Well, this is a basic fact of the exponential function $e^x$.
One definition of $e$ is the limit $\lim_{n\to\infty}(1+\frac1n)^n$. By a monotonicity argument one can prove $\lim_{x\to\infty}(1+\frac1x)^x=e$ where $x$ now ranges the real numbers.
Also note that $1-\frac1x=\frac{x-1}x=1/\frac x{x-1}=1/(1+\frac1y)=(1+\frac1y)^{-1}$ where $y=x-1$.

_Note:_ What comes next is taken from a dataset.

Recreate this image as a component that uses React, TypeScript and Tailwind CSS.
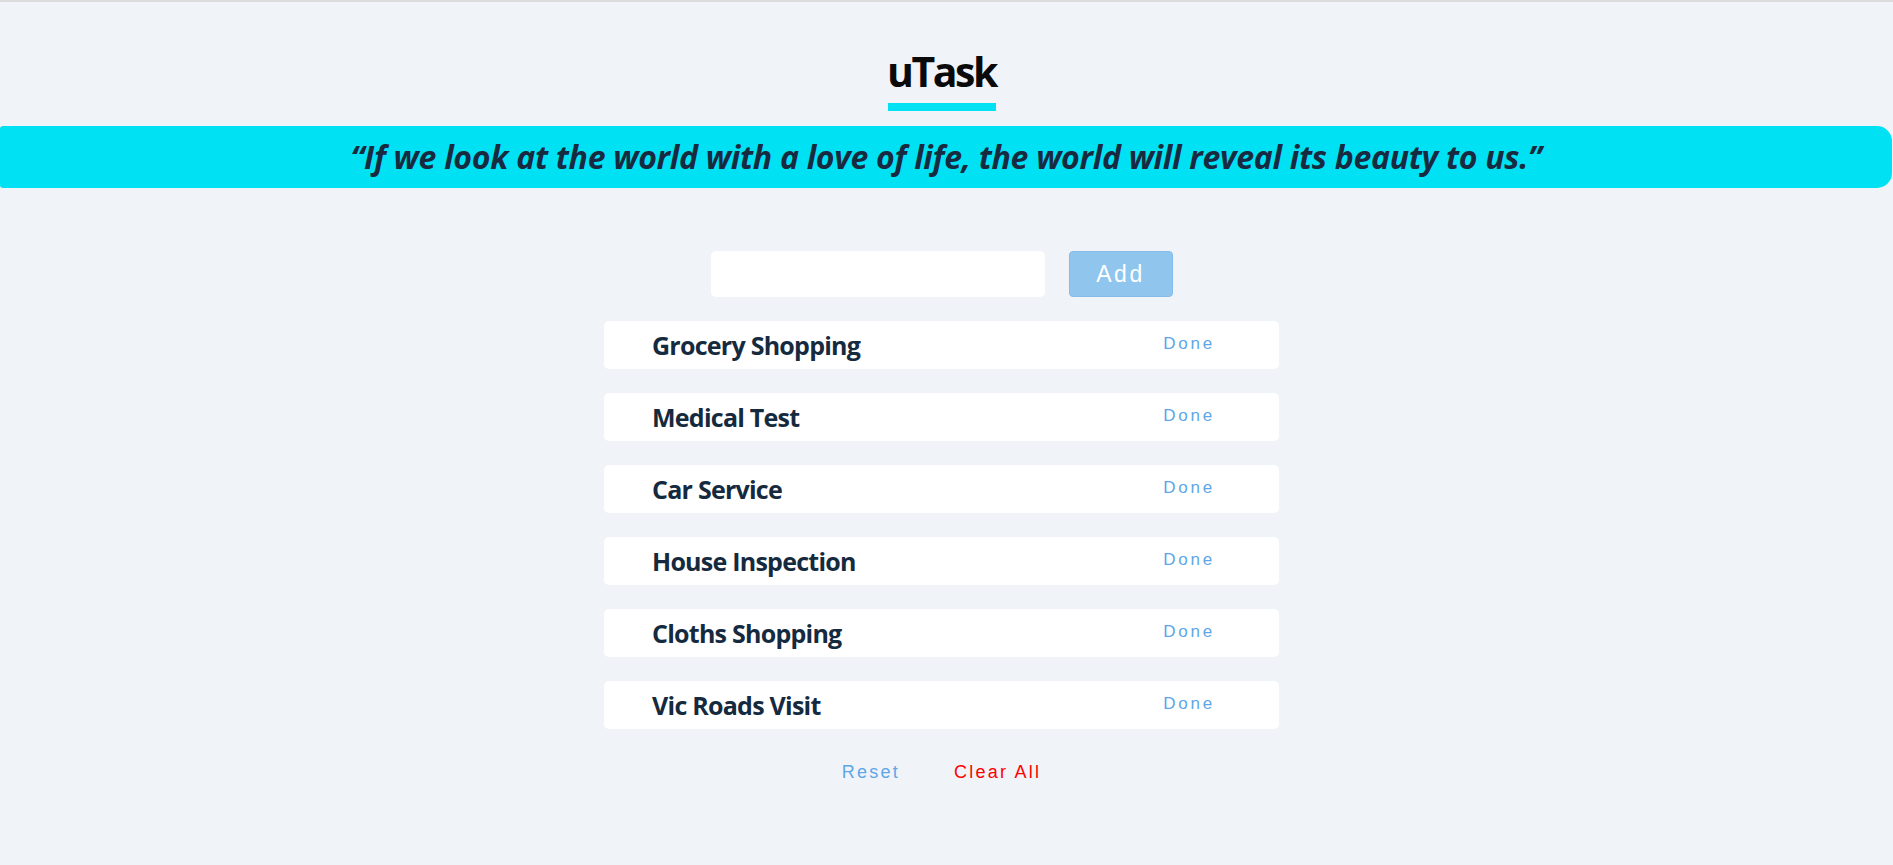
import React from "react";

const tasks = [
  "Grocery Shopping",
  "Medical Test",
  "Car Service",
  "House Inspection",
  "Cloths Shopping",
  "Vic Roads Visit",
];

export default function App() {
  return (
    <div
      className="min-h-screen bg-[#f0f4f8] border-t-2 border-[#dcdcdc]"
      style={{ fontFamily: '"Open Sans", "Noto Sans", sans-serif' }}
    >
      <div className="pr-[10px] flex flex-col items-center">
        <h1 className="mt-[49px] text-[41px] leading-none font-bold text-[#0a0a0a] tracking-[-2.5px]">
          uTask
        </h1>
        <div className="mt-[11px] w-[108px] h-[8px] bg-[#00e2f3]" />
      </div>

      <div className="mt-[15px] mr-px h-[62px] rounded-l-[3px] rounded-r-[15px] bg-[#00e2f3] flex items-center justify-center">
        <p className="text-[32px] leading-none font-bold italic text-[#172a3f] tracking-[-0.28px]">
          “If we look at the world with a love of life, the world will reveal its beauty to us.”
        </p>
      </div>

      <div className="pr-[10px] flex flex-col items-center">
        <div className="mt-[63px] flex gap-6">
          <input
            type="text"
            className="w-[334px] h-[46px] rounded-[5px] bg-white outline-none px-3"
          />
          <button
            className="w-[104px] h-[46px] rounded-[4px] bg-[#90c5ee] border border-[#85bdea] text-white text-[23px] tracking-[2.5px]"
            style={{ fontFamily: '"Liberation Sans", Arial, sans-serif' }}
          >
            Add
          </button>
        </div>

        <div className="mt-6 flex flex-col gap-6">
          {tasks.map((t) => (
            <div
              key={t}
              className="w-[675px] h-[48px] bg-white rounded-[5px] flex items-center justify-between pl-[48px] pr-[64px]"
            >
              <span className="text-[25px] leading-none font-bold text-[#152a3e] tracking-[-0.75px]">
                {t}
              </span>
              <span
                className="text-[17px] leading-none text-[#5ea6e8] tracking-[2.8px] mb-[3px]"
                style={{ fontFamily: '"Liberation Sans", Arial, sans-serif' }}
              >
                Done
              </span>
            </div>
          ))}
        </div>

        <div
          className="mt-[34px] flex gap-[54px] text-[18px] leading-none tracking-[2.25px]"
          style={{ fontFamily: '"Liberation Sans", Arial, sans-serif' }}
        >
          <span className="text-[#5ea6e8]">Reset</span>
          <span className="text-[#ff0000]">Clear All</span>
        </div>
      </div>
    </div>
  );
}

So, one has the following:
$$\begin{aligned}
\lim_{x\to\infty}(1-\frac1x )^x &= \lim_{y\to\infty}(1+\frac1y )^{-(y+1)}
\\
&=\lim_{y\to\infty}(1+\frac1y)^{-y}\times\lim_{y\to\infty}(1+\frac1y)^{-1}
\\
&=e^{-1}\times1=e^{-1}\,.
\end{aligned} $$
From here, assuming $\lambda>0$, $$\begin{aligned} e^{-\lambda}=(e^{-1})^\lambda &= \lim_{x\to\infty}(1-\frac1x)^{\lambda x} &\to{\ z:=\lambda x} \\ &= \lim_{z\to\infty}(1-\frac\lambda z)^z\,. \end{aligned} $$
In consequence, we have this limit for every sequence $z_n\to\infty$ written in place of $z$ and limiting on the natural $n\to\infty$. In particular, this also holds for $z_n=n$.
Note that we had to take the turnaround for arbitrary real numbers instead of integers only because of the exponent $\lambda$.